Even though they often arrive in your bank account on the same day, they come from different places and have very different rules. As we head into 2026, here is everything you need to know about qualifying for these essential benefits in a clear, human-centered way.
1. The Canada Pension Plan (CPP): Your "Work-Based" Benefit
Think of the CPP as a giant pot you’ve been contributing to every time you received a paycheck. It is a "contributory" plan, meaning your eligibility is directly tied to your working years in Canada.
How Do You Qualify?
To start your CPP journey in 2026, you generally need to meet two requirements:
- The Age Milestone: You must be at least 60 years old.
- The Contribution Rule: You must have made at least one valid contribution to the CPP during your life.
What’s New for 2026?
The government has been "enhancing" the CPP to provide more income for future retirees. For 2026, the maximum pensionable earnings have been adjusted to $74,600. If you are a high earner, you may also see a "second-tier" contribution on earnings above that level.

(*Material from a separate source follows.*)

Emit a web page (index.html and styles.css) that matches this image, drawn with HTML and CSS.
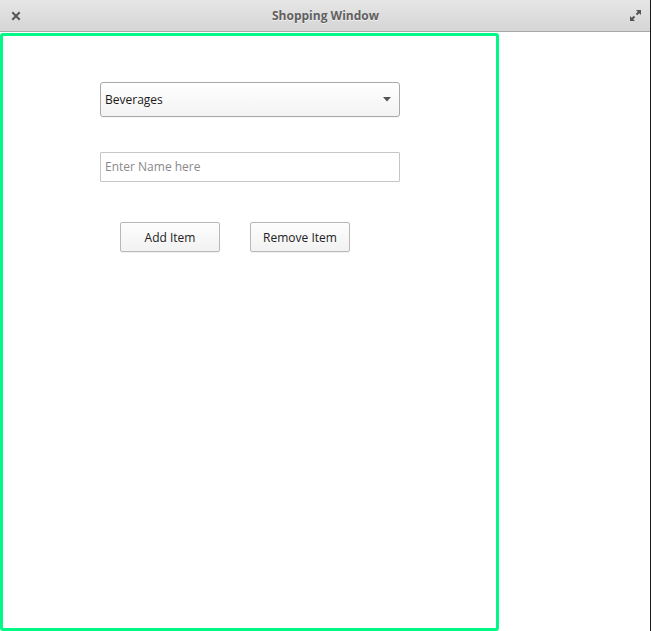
FILE: index.html
```html
<!DOCTYPE html>
<html>
<head>
<meta charset="utf-8">
<link rel="stylesheet" href="styles.css">
</head>
<body>
<div class="window">
  <div class="titlebar">
    <span class="tb-btn close">
      <svg width="10" height="10" viewBox="0 0 10 10"><path d="M2 2 L8 8 M8 2 L2 8" stroke="#555" stroke-width="2" stroke-linecap="square"/></svg>
    </span>
    <span class="title">Shopping Window</span>
    <span class="tb-btn max">
      <svg width="13" height="13" viewBox="0 0 13 13"><path d="M7 1 H12 V6 Z M1 7 V12 H6 Z" fill="#555"/><path d="M10 3 L7.5 5.5 M3 10 L5.5 7.5" stroke="#555" stroke-width="2"/></svg>
    </span>
  </div>
  <div class="content">
    <div class="panel">
      <div class="select">
        <span>Beverages</span>
        <svg width="8" height="5" viewBox="0 0 8 5"><path d="M0 0 H8 L4 4.5 Z" fill="#555"/></svg>
      </div>
      <input class="entry" type="text" placeholder="Enter Name here">
      <div class="buttons">
        <button class="btn">Add Item</button>
        <button class="btn">Remove Item</button>
      </div>
    </div>
  </div>
</div>
</body>
</html>
```
FILE: styles.css
```css
* { box-sizing: border-box; }
html, body { margin: 0; padding: 0; }
body {
  width: 651px;
  height: 631px;
  overflow: hidden;
  background: #fff;
  font-family: "Open Sans", "Noto Sans", sans-serif;
}
.window {
  width: 651px;
  height: 631px;
  display: flex;
  flex-direction: column;
  border-right: 1px solid #1a1a1a;
}
.titlebar {
  height: 32px;
  flex: none;
  display: flex;
  align-items: center;
  justify-content: space-between;
  padding: 0 8px 0 9px;
  background: linear-gradient(#e6e6e6, #d5d5d5);
  border-bottom: 1px solid #a8a8a8;
}
.tb-btn { width: 13px; height: 13px; display: flex; align-items: center; justify-content: center; }
.title {
  font-size: 12px;
  font-weight: 700;
  color: #616161;
  text-shadow: 0 1px 0 rgba(255,255,255,0.6);
  margin-top: -1px;
}
.content {
  flex: 1;
  display: flex;
  padding-top: 1px;
}
.panel {
  width: 499px;
  height: 598px;
  border: 3px solid #00f986;
  border-radius: 3px;
  display: flex;
  flex-direction: column;
  padding: 46px 0 0 97px;
}
.select {
  width: 300px;
  height: 35px;
  border: 1px solid #a9a9a9;
  border-radius: 3px;
  background: linear-gradient(#ffffff, #f3f3f3);
  display: flex;
  align-items: center;
  justify-content: space-between;
  padding: 0 8px 1px 4px;
  font-size: 12px;
  color: #1a1a1a;
  box-shadow: 0 1px 0 rgba(0,0,0,0.04);
}
.entry {
  margin: 35px 0 0 0;
  width: 300px;
  height: 30px;
  border: 1px solid #c6c6c6;
  border-radius: 1px;
  padding: 0 4px 2px 4px;
  font-family: inherit;
  font-size: 12px;
  color: #333;
  background: #fff;
  outline: none;
}
.entry::placeholder { color: #8a8a8a; }
.buttons {
  margin: 40px 0 0 20px;
  display: flex;
  gap: 30px;
}
.btn {
  width: 100px;
  height: 30px;
  border: 1px solid #b8b8b8;
  border-radius: 2px;
  background: linear-gradient(#fdfdfd, #f2f2f2);
  font-family: inherit;
  font-size: 12px;
  color: #222;
  padding: 0;
  box-shadow: 0 1px 1px rgba(0,0,0,0.06);
}
```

2. Old Age Security (OAS): Your "Residency" Benefit
Unlike the CPP, the OAS has nothing to do with your job title or how much you earned. It is a "non-contributory" pension funded by general tax dollars and is based strictly on how long you have called Canada "home".
How Do You Qualify?
Old Age Security Eligibility depends on where you are living when you apply:
- Living in Canada: You must be 65 or older, be a citizen or legal resident, and have lived in Canada for at least 10 years after turning 18.

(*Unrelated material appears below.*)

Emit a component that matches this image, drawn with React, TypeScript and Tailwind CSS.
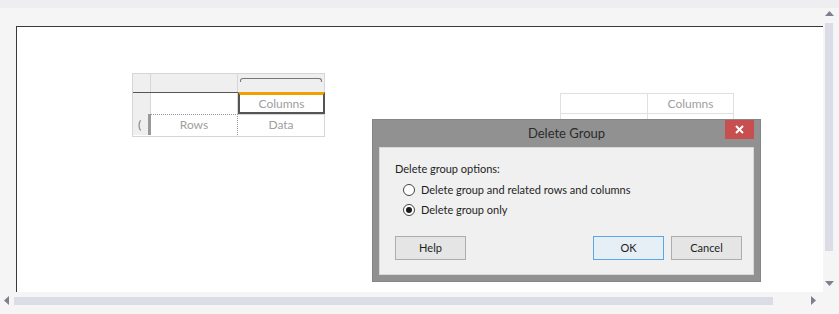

- Living Abroad: You must have lived in Canada for at least 20 years after age 18 and been a legal resident before you left.
The 40-Year Rule for a Full Pension
To receive the maximum OAS payment, you generally need to have lived in Canada for 40 years after age 18. If you have lived here for 20 years, you would receive a "partial pension" equal to 50% (20/40ths) of the full amount.
3. The Strategy: When Should You Start?
One of the most human decisions in retirement is when to press the "start" button. Both programs reward you for waiting, but the math is different.
| Feature | Starting Early (Age 60) | Standard (Age 65) | Delaying (Age 70) |
|---|---|---|---|
| CPP | Permanent 36% reduction | Standard Benefit | Permanent 42% increase |
| OAS | Not Available | Standard Benefit | Permanent 36% increase |
4. Watch Out for the "Clawback"
Because OAS is funded by taxes, the government "recovers" some of it from high-income earners.
- The 2026 Threshold: If your net world income in 2025 was over $93,454, you may have to pay back 15% of the difference through the OAS Recovery Tax.
- The Strategy: If you expect to have a very high income at 65, it may be smarter to delay your OAS until age 70 to avoid the clawback while you are still working.
Final Pro-Tip for 2026
Most people are now automatically enrolled in OAS when they turn 64. Look for a letter in the mail from Service Canada. If you don’t receive one, or if you want to apply for CPP, you can do so easily through your My Service Canada Account (MSCA).